* _Exercise description_: Scan the lines below for the string "this" and report how many lines contain it, giving only the number.

* _Records supplied_:

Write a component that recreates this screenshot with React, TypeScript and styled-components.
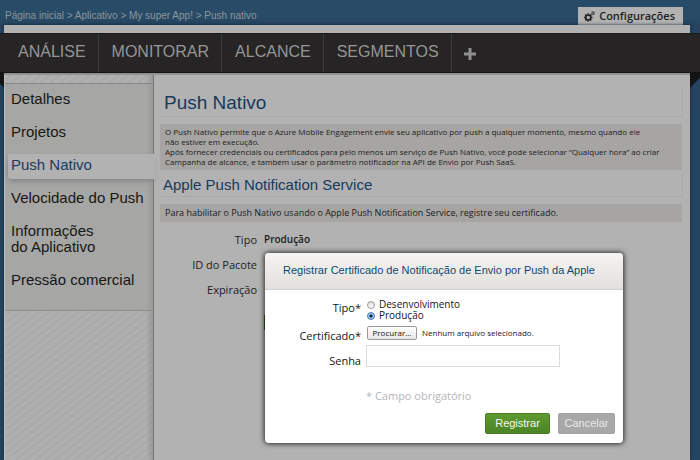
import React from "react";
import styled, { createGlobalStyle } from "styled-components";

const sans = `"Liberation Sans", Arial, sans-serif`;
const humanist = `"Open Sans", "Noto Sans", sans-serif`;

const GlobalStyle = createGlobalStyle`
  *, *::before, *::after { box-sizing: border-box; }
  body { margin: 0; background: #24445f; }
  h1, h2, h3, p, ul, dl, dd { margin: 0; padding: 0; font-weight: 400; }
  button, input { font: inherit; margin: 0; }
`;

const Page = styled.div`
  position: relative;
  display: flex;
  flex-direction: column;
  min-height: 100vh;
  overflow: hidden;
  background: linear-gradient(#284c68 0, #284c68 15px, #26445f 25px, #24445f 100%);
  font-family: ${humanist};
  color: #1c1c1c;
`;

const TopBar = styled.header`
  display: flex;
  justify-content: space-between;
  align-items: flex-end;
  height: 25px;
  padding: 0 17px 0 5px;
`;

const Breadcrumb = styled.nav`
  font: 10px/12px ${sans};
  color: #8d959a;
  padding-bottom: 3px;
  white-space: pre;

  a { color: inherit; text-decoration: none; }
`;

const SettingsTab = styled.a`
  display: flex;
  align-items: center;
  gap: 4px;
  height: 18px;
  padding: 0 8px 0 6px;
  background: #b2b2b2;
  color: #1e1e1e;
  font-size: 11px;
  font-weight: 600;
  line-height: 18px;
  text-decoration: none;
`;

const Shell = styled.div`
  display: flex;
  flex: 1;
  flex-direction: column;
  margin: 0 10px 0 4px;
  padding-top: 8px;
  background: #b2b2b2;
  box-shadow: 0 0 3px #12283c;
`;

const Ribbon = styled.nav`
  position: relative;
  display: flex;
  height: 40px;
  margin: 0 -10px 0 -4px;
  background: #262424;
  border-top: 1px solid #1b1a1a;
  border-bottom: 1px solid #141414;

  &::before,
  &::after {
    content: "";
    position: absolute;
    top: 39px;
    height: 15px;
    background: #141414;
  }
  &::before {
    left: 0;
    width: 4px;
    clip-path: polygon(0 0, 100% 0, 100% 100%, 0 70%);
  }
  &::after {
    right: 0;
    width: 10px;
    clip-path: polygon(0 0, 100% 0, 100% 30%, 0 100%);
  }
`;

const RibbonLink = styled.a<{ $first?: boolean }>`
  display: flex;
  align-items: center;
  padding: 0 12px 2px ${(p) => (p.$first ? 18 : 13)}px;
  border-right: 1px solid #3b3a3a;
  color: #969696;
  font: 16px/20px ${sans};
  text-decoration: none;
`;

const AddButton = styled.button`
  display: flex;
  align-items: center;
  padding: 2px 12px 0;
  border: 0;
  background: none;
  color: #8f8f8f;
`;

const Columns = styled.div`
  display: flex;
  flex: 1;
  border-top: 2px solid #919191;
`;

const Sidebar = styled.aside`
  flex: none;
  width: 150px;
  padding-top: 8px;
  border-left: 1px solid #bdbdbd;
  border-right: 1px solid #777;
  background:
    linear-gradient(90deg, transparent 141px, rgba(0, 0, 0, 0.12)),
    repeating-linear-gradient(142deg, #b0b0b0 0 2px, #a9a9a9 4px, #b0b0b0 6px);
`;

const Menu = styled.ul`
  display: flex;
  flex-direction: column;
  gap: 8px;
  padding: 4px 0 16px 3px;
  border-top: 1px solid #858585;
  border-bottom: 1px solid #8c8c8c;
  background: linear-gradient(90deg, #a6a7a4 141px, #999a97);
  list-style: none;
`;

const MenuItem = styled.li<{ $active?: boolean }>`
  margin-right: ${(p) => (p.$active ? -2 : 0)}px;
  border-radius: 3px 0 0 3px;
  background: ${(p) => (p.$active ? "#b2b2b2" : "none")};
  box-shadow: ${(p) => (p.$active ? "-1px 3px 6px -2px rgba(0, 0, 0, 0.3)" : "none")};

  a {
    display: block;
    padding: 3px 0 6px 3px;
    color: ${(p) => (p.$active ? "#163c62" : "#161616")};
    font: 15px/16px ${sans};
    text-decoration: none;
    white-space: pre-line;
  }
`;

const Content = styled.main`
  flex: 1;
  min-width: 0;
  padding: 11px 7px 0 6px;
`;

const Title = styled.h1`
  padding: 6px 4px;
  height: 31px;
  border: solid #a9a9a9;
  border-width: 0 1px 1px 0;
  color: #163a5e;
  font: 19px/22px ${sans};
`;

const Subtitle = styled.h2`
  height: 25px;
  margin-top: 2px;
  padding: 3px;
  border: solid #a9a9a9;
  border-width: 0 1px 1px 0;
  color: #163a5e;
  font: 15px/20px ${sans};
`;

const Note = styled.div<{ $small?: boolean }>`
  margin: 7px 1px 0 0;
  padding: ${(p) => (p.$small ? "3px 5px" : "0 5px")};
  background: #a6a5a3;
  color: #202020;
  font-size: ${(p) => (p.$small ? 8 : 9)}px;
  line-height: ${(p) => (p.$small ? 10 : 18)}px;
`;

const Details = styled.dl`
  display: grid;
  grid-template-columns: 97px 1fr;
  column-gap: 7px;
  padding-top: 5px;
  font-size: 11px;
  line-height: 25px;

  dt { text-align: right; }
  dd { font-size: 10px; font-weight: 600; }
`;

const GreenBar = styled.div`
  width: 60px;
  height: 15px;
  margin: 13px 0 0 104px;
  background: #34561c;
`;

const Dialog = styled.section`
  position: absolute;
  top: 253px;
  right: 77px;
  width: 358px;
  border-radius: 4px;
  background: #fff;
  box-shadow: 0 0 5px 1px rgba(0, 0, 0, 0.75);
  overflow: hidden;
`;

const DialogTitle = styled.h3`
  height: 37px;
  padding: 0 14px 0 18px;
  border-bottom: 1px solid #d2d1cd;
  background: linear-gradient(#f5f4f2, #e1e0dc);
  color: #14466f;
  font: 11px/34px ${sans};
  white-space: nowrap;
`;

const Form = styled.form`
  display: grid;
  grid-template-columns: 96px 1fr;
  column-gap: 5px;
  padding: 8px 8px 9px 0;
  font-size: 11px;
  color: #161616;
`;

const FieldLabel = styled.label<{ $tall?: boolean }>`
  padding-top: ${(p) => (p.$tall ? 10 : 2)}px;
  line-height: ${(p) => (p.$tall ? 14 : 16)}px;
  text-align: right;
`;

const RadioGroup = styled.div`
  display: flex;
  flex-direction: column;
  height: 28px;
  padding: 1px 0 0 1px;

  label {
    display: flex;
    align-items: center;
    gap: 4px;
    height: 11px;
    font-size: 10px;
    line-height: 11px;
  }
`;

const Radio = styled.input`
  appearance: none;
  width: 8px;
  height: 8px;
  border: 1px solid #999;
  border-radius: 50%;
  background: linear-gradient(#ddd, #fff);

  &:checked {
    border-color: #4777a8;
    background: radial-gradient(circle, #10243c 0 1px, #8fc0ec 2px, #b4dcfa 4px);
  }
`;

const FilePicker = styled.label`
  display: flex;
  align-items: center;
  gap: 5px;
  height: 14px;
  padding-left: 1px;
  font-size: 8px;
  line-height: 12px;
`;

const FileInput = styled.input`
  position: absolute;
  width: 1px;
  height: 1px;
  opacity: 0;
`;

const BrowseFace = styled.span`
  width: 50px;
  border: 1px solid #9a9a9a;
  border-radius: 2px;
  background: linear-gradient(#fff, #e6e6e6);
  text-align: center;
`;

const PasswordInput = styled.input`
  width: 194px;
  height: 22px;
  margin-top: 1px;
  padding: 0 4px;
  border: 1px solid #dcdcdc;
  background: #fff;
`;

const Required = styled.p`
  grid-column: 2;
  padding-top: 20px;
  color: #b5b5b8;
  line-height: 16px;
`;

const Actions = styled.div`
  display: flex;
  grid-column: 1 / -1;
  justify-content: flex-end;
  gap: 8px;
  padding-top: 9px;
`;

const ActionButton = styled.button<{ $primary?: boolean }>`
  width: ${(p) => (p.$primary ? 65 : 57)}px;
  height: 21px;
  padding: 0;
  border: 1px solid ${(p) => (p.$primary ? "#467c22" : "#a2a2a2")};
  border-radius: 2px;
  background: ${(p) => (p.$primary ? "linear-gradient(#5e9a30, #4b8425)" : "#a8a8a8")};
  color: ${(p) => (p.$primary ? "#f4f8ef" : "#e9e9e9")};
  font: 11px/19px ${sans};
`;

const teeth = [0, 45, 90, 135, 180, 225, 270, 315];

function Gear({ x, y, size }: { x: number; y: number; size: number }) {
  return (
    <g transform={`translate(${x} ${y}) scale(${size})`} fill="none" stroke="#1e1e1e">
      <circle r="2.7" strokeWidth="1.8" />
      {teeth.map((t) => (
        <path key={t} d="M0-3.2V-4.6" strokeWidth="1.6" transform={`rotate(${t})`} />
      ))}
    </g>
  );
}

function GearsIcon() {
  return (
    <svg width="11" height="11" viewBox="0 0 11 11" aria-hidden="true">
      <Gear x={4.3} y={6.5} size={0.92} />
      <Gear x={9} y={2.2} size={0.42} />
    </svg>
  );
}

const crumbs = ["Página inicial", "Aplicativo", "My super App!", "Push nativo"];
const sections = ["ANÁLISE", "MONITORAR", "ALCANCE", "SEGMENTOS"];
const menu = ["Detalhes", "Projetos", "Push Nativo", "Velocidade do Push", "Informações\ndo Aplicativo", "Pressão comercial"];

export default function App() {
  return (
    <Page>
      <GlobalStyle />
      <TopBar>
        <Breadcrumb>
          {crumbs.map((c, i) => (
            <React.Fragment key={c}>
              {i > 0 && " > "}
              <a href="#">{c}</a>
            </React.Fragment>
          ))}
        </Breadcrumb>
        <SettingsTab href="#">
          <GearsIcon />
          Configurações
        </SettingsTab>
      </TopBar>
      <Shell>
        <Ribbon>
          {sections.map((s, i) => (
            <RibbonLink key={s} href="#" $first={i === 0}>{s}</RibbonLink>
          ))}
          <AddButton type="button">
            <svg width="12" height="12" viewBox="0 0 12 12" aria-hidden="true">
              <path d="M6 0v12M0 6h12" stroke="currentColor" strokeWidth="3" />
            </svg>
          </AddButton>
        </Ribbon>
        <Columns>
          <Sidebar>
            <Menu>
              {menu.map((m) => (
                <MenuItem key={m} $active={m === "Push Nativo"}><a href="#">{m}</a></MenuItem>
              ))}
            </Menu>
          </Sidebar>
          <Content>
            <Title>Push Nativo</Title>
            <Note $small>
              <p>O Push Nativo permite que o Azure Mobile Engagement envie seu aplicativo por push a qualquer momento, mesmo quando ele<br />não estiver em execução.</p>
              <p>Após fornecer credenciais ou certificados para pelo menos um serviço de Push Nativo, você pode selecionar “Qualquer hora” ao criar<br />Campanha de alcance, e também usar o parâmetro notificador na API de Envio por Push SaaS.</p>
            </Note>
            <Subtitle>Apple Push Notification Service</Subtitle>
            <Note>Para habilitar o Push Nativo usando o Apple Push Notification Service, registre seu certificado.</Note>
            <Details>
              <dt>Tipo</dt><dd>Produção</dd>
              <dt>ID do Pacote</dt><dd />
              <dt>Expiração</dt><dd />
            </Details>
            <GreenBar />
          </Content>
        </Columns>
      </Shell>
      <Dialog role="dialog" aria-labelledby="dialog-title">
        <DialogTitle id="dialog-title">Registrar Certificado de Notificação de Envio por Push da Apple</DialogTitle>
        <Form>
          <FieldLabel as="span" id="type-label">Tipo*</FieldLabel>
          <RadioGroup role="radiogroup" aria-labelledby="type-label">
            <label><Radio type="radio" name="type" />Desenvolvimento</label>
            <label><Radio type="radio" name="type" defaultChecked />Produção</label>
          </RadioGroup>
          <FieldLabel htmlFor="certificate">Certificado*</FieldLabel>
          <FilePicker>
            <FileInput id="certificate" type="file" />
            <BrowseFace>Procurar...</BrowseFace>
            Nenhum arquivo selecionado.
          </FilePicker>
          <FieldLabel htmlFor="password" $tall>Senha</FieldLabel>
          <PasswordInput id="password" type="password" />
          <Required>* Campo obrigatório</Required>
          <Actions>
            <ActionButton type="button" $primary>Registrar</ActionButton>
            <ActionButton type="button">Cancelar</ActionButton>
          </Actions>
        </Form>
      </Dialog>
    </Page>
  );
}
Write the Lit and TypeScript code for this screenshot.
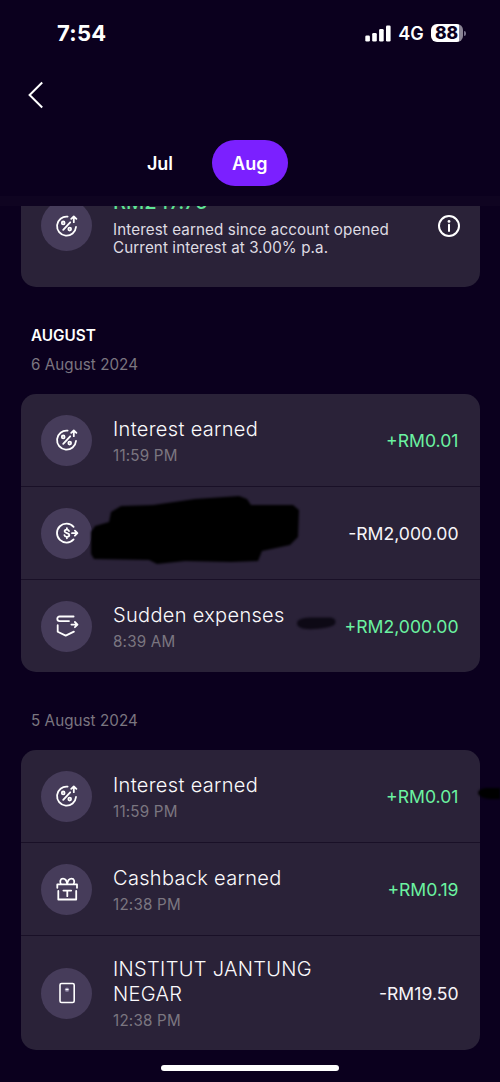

* _Response below_: 2